The Companies Act, 2013, the primary legislation governing corporate entities in India, provides the framework for managing share capital, including its alteration. Although the Act does not specifically mention “reclassification of share capital,” it provides the necessary powers to companies under Section 61.
Section 61 of the Companies Act, 2013
Section 61 of the Companies Act, 2013 empowers limited companies with share capital to alter their authorised share capital if authorised by their Articles of Association. The section lays down the following powers:
- Increase in Authorised Share Capital: A company can increase its authorised share capital by an amount it deems appropriate.
- Consolidation and Division: A company may consolidate and divide its share capital into shares of a larger denomination than its existing shares.
- Conversion into Stock and Reconversion: Fully paid-up shares can be converted into stock, which can later be reconverted into fully paid-up shares.
- Sub-division of Shares: Shares can be subdivided into smaller denominations, provided the proportion between the paid and unpaid amounts remains consistent.
- Cancellation of Unissued Shares: Companies can cancel shares that have not been issued or agreed to be taken, thereby reducing the amount of its share capital.
The process of reclassification typically involves two actions: the cancellation of one class of shares (for instance, equity shares) under Section 61(1)(e) and the increase in another class (such as preference shares) under Section 61(1)(a).
The reclassification of authorised share capital involves several procedural steps that a company must follow to comply with legal requirements.
Step 1: Board Meeting Preparation
The process begins with the preparation for a Board Meeting. The company’s management should draft a notice and agenda for the meeting. The agenda should cover the following key points:
- Cancellation of Unissued Shares: Proposal to cancel unissued shares of one class (e.g., equity shares) and increase the shares of another class (e.g., preference shares) in accordance with Section 61(1).
- Alteration of Memorandum of Association: Necessary changes to the company’s MoA to reflect the reclassified share capital.
- Extraordinary General Meeting (EGM) Scheduling: Deciding on the date, time and place for holding an EGM to seek shareholders’ approval for the proposed reclassification.

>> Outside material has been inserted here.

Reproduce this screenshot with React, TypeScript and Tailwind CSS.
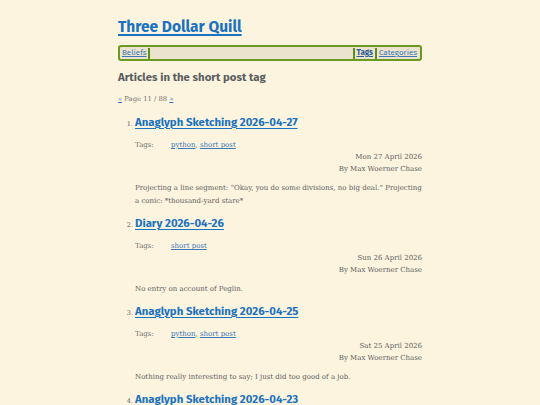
import React from "react";

const heading = { fontFamily: '"Fira Sans", "Open Sans", "Noto Sans", sans-serif' };
const body = { fontFamily: '"Roboto Slab", "DejaVu Serif", serif' };

type Post = { title: string; tags: string[]; date: string; text: string[] };

const posts: Post[] = [
  {
    title: "Anaglyph Sketching 2026-04-27",
    tags: ["python", "short post"],
    date: "Mon 27 April 2026",
    text: [
      "Projecting a line segment: \u201COkay, you do some divisions, no big deal.\u201D Projecting",
      "a conic: *thousand-yard stare*",
    ],
  },
  {
    title: "Diary 2026-04-26",
    tags: ["short post"],
    date: "Sun 26 April 2026",
    text: ["No entry on account of Peglin."],
  },
  {
    title: "Anaglyph Sketching 2026-04-25",
    tags: ["python", "short post"],
    date: "Sat 25 April 2026",
    text: ["Nothing really interesting to say; I just did too good of a job."],
  },
  {
    title: "Anaglyph Sketching 2026-04-23",
    tags: ["python", "short post"],
    date: "Thu 23 April 2026",
    text: ["..."],
  },
];

export default function App() {
  return (
    <div className="w-[540px] h-[405px] overflow-hidden bg-[#fcf4de]">
      <div className="w-[304px] ml-[118px] flex flex-col">
        <a
          href="#"
          style={heading}
          className="mt-[16px] h-[22px] text-[15.5px] leading-[22px] font-bold text-[#1b72c0] underline decoration-[1.5px] underline-offset-2 self-start"
        >
          Three Dollar Quill
        </a>
        <div
          style={heading}
          className="mt-[7px] h-[16px] border-2 border-[#6a9a1f] rounded-[3px] bg-[#ebe3cd] flex items-center text-[8px] leading-[10px] px-[1px]"
        >
          <a href="#" className="text-[#3a78b8] underline px-[1px]">Beliefs</a>
          <span className="w-[2px] h-[11px] bg-[#5e8f1a]" />
          <span className="flex-1" />
          <span className="w-[2px] h-[11px] bg-[#5e8f1a]" />
          <a href="#" className="text-[#2b5f96] font-bold underline px-[2px]">Tags</a>
          <span className="w-[2px] h-[11px] bg-[#5e8f1a]" />
          <a href="#" className="text-[#3a78b8] underline px-[2px]">Categories</a>
        </div>
        <h1
          style={heading}
          className="mt-[7px] text-[11.4px] leading-[18px] font-bold text-[#5a5e60]"
        >
          Articles in the short post tag
        </h1>
        <div style={body} className="mt-[8px] text-[6.8px] leading-[10px] text-[#707070]">
          <a href="#" className="text-[#3a78b8] underline">&laquo;</a> Page 11 / 88{" "}
          <a href="#" className="text-[#3a78b8] underline">&raquo;</a>
        </div>
        <ol className="mt-[10px] flex flex-col gap-[7px]">
          {posts.map((p, i) => (
            <li key={i} className="flex flex-col">
              <div className="flex items-baseline">
                <span style={body} className="w-[17px] text-right pr-[2px] text-[6.5px] text-[#606060]">
                  {i + 1}.
                </span>
                <a
                  href="#"
                  style={heading}
                  className="text-[11.4px] leading-[16px] font-bold text-[#1b72c0] underline decoration-[1px] underline-offset-2"
                >
                  {p.title}
                </a>
              </div>
              <div className="pl-[17px] flex flex-col" style={body}>
                <div className="mt-[9px] flex text-[7px] leading-[12px] text-[#707070]">
                  <span className="w-[36px]">Tags:</span>
                  <span>
                    {p.tags.map((t, j) => (
                      <React.Fragment key={t}>
                        {j > 0 && ", "}
                        <a href="#" className="text-[#3a78b8] underline">{t}</a>
                      </React.Fragment>
                    ))}
                  </span>
                </div>
                <div className="text-right text-[7px] leading-[12px] text-[#606060]">{p.date}</div>
                <div className="text-right text-[7px] leading-[12px] text-[#606060]">By Max Woerner Chase</div>
                <div className="mt-[7px] text-[7px] leading-[13px] text-[#606060]">
                  {p.text.map((l, k) => (
                    <div key={k} className="whitespace-nowrap">{l}</div>
                  ))}
                </div>
              </div>
            </li>
          ))}
        </ol>
      </div>
    </div>
  );
}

Step 2: Conducting the Board Meeting
At the scheduled Board Meeting, the following resolutions should be passed:
- Cancellation and Increase Resolution: The Board should pass a resolution to cancel unissued shares of one class and increase the number of shares of another class as per Section 61(1).
- Alteration of MoA Resolution: A resolution to alter the MoA to reflect the new structure of authorised share capital.
- EGM Scheduling Resolution: A resolution to fix the date, time and venue of the EGM and to authorise a director or company secretary to send out the necessary notice to shareholders.
Step 3: Extraordinary General Meeting (EGM)
The next step is to conduct an EGM where shareholders will vote on the proposed resolutions. The key resolutions to be passed as an ‘Ordinary Resolution’ include:
- Reclassification of Share Capital: Approval of the cancellation of unissued shares of one class and the increase of shares of another class.
- MoA Alteration: Approval of the alteration of the MoA to reflect the new authorised share capital structure.
Step 4: Filing with the Registrar of Companies (RoC)
Following the EGM, the company must file the requisite e-forms with the Registrar of Companies (RoC) to make the reclassification legally effective. The following forms are typically required:
- E-Form SH-7: This form is used for the alteration of share capital and must be filed with the RoC.
- E-Form INC-33: This form is for filing resolutions and alterations related to the Memorandum of Association.
The forms should be accompanied by the following documents:
- Certified Copy of the Ordinary Resolution: A copy of the resolution passed at the EGM, including an explanatory statement.
- Altered MoA: The updated MoA reflects the reclassified share capital.
The reclassification becomes effective upon approval of these forms by the RoC.
Draft Ordinary Resolutions
Below is a draft of ordinary resolutions that a company may use for the reclassification of its authorised share capital:
Resolution for Cancellation of Unissued Shares and Increase in Another Class
“RESOLVED THAT pursuant to the provisions of Section 61 and all other applicable provisions, if any, of the Companies Act, 2013, (including any amendment thereto or re-enactment thereof) and the Memorandum and Articles of Association of the Company, consent of the Members of the Company be and is hereby accorded to cancel 5,00,000 (Five Lacs) Unissued Equity Shares of the face value of Rs.10/- (Rupees Ten) each and issue new 5,00,000 (Five Lacs) Preference Shares of face value of Rs.10/- (Rupees Ten) each.”
Resolution for Alteration of Memorandum of Association
“RESOLVED THAT pursuant to the provisions of Section 13 and other applicable provisions, if any, of the Companies Act, 2013, the existing Clause – V of the Memorandum of Association of the Company, be and is hereby substituted by the following new Clause – V :
Clause V: The Authorised Share Capital of the Company is Rs.1,00,00,000/- (Rupees One Crore) comprising of Rs.50,00,000/- (Rupees Fifty Lacs) divided into 5,00,000 (Five Lacs) Equity Shares of Rs.10/- (Rupees Ten) each and Rs.50,00,000 (Rupees Fifty Lacs) divided into 5,00,000 (Five Lacs) Preference Shares of Rs.10/- (Rupees Ten) each.”
Resolution for Filing with RoC
“RESOLVED FURTHER THAT any one director of the Company be and is hereby authorised to file e-Form SH-7 with the Registrar of Companies, Mumbai, Maharashtra and to do all such acts, deeds and things as may be required to give effect to the aforesaid resolution.”
Conclusion
Reclassification of authorised share capital is an essential tool for companies looking to adapt their capital structure to changing business needs. This process allows a company to convert one class of share into another, providing flexibility without incurring additional fees such as RoC fees or stamp duty.
The procedure, although straightforward, requires careful adherence to the Companies Act, 2013 and the company’s internal governance documents. By following the outlined steps and obtaining the necessary approvals, companies can efficiently manage their share capital in alignment with their strategic objectives.